Can I pair a Z-Wave switch if I don't have the original hub anymore?
Yes, but you must "exclude" it first. You can use almost any modern Z-Wave controller to perform an "Exclusion" or "General Z-Wave Remove" process. You don't need the original hub to clear the device's memory; you just need a Z-Wave controller that can broadcast the exclusion signal to the switch.
How do I know if the distance is the problem?
If your hub reports "Inclusion Failed" immediately or after a very short wait, it's likely a security handshake error. If the inclusion process hangs for 30+ seconds and then fails, it is almost certainly a range or "mesh path" issue. Try moving the hub closer, or temporarily add a plug-in Z-Wave repeater between the switch and the hub.
Is S2 Security really necessary?
From a security standpoint, yes. S2 prevents "man-in-the-middle" attacks. However, from an operational standpoint, it is the number one cause of failed inclusions. If you are having constant pairing issues, try including the device without S2 authentication if your hub permits it.
Why does my Z-Wave network get slower as I add more devices?
Z-Wave is a low-bandwidth protocol. Every hop an instruction takes to get from your hub to the switch adds latency. If your mesh is "daisy-chained" rather than having multiple paths to the hub, one slow device can bottleneck the entire network. Ensure your mesh has plenty of "always-powered" devices (switches, not battery sensors) to act as robust repeaters.
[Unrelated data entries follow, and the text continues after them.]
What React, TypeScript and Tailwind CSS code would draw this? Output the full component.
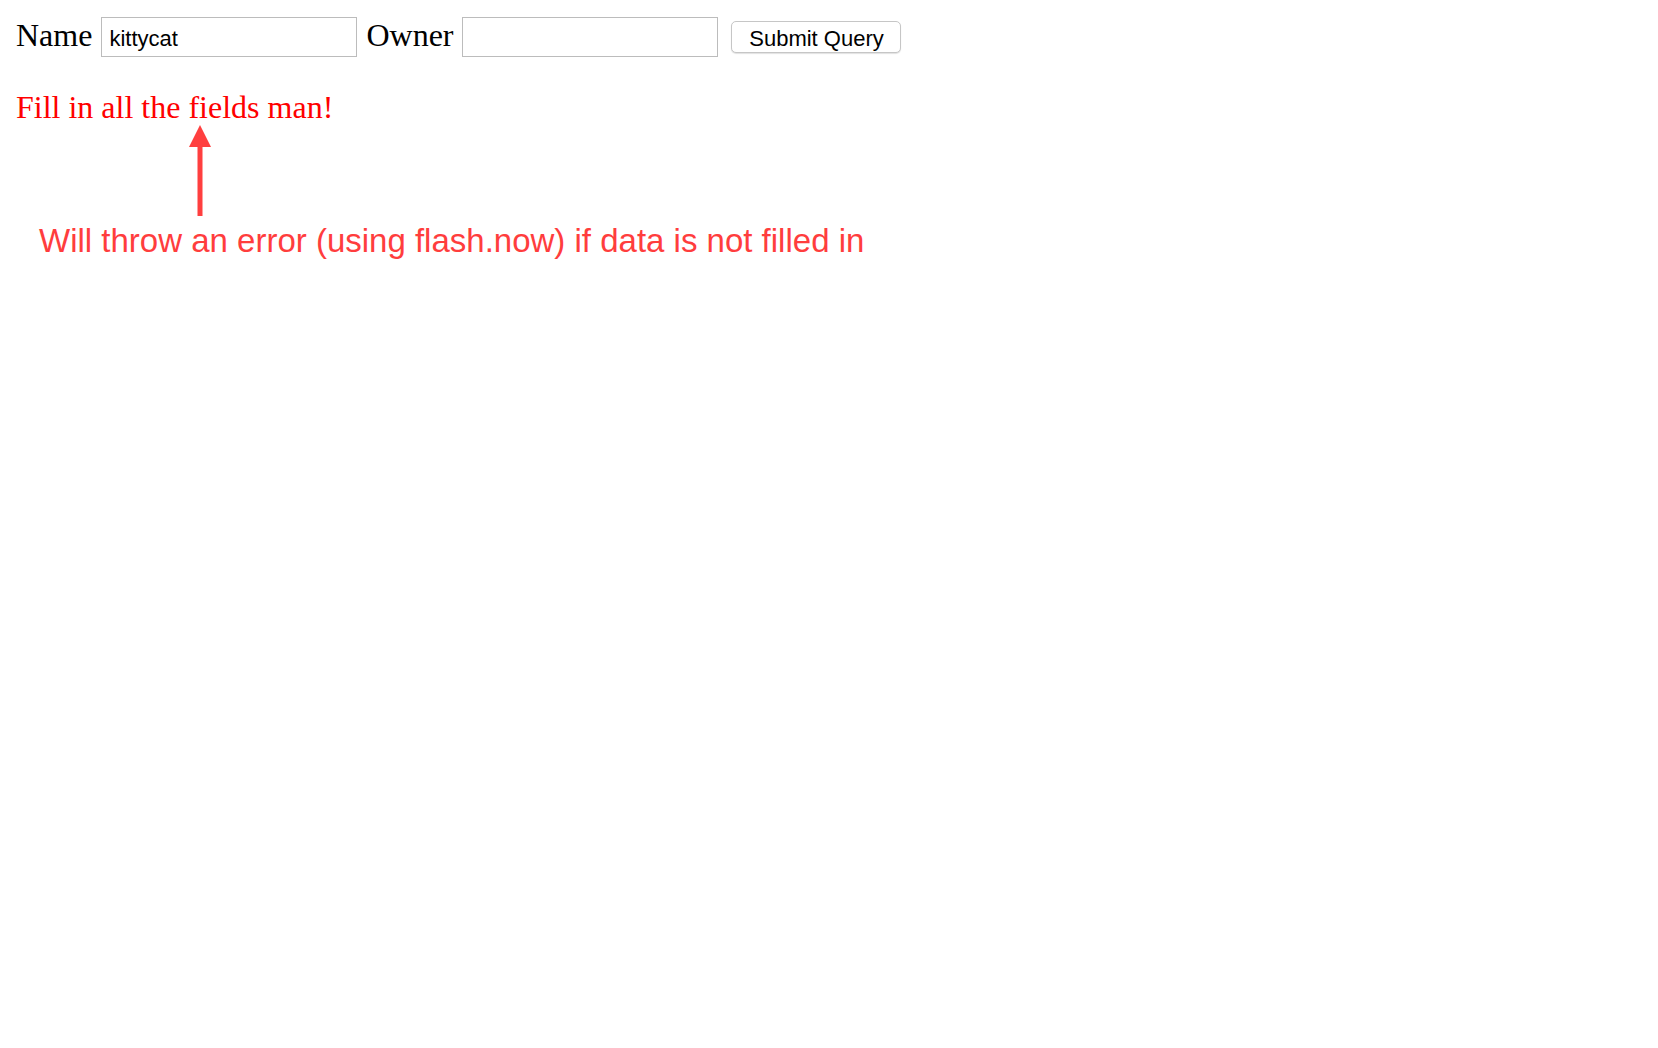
import { useState } from "react";

export default function App() {
  const [name, setName] = useState("kittycat");
  const [owner, setOwner] = useState("");

  return (
    <div className="min-h-screen bg-white px-4 font-['Liberation_Serif',serif] text-black">
      <form
        className="flex items-start pt-[17px]"
        onSubmit={(e) => e.preventDefault()}
      >
        <label className="text-[32px] leading-[36px]">Name</label>
        <input
          value={name}
          onChange={(e) => setName(e.target.value)}
          className="ml-[9px] h-[40px] w-[256px] border border-[#bcbcbc] bg-white pl-[7px] pt-[3px] font-['Liberation_Sans',Arial,sans-serif] text-[22px] text-black outline-none"
        />
        <label className="ml-[9px] text-[32px] leading-[36px]">Owner</label>
        <input
          value={owner}
          onChange={(e) => setOwner(e.target.value)}
          className="ml-[9px] h-[40px] w-[256px] border border-[#bcbcbc] bg-white pl-[7px] pt-[3px] font-['Liberation_Sans',Arial,sans-serif] text-[22px] text-black outline-none"
        />
        <button
          type="submit"
          className="ml-[13px] mt-[4px] flex h-[32px] w-[170px] items-center justify-center rounded-[5px] border border-[#c6c6c6] bg-white pt-[2px] font-['Liberation_Sans',Arial,sans-serif] text-[22px] text-black shadow-[0_1px_1px_rgba(0,0,0,0.12)]"
        >
          Submit Query
        </button>
      </form>

      <p className="mt-[32px] text-[32px] leading-[36px] text-[#ff0000]">
        Fill in all the fields man!
      </p>

      {/* annotation arrow */}
      <svg
        width="24"
        height="91"
        viewBox="0 0 24 91"
        className="ml-[172px] block"
      >
        <polygon points="12,0 1,22 23,22" fill="#ff3f3f" />
        <rect x="9.5" y="20" width="5" height="71" fill="#ff3f3f" />
      </svg>

      <p className="ml-[23px] mt-[6px] font-['Liberation_Sans',Arial,sans-serif] text-[33px] leading-[38px] text-[#ff3d3d]">
        Will throw an error (using flash.now) if data is not filled in
      </p>
    </div>
  );
}
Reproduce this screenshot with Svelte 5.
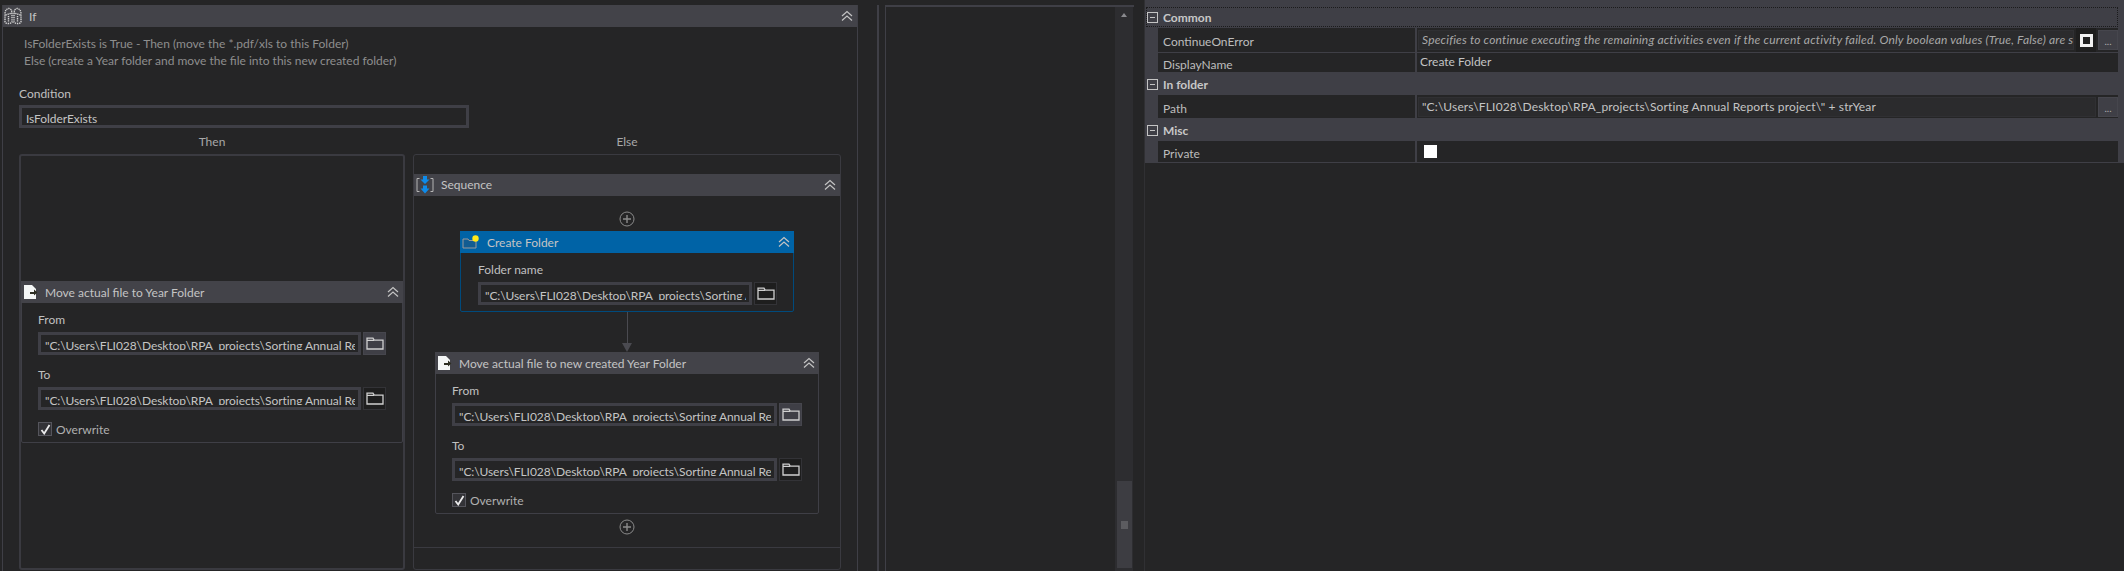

Are all Z-Wave frequencies the same?
Absolutely not. The US (908.42 MHz), Europe (868.42 MHz), and Australia (921.42 MHz) all use different frequencies. If you bought a switch on eBay that was manufactured for the European market and tried to use it with a US hub, it will never pair. The radio hardware physically operates on a different frequency. Always check the model number for your region.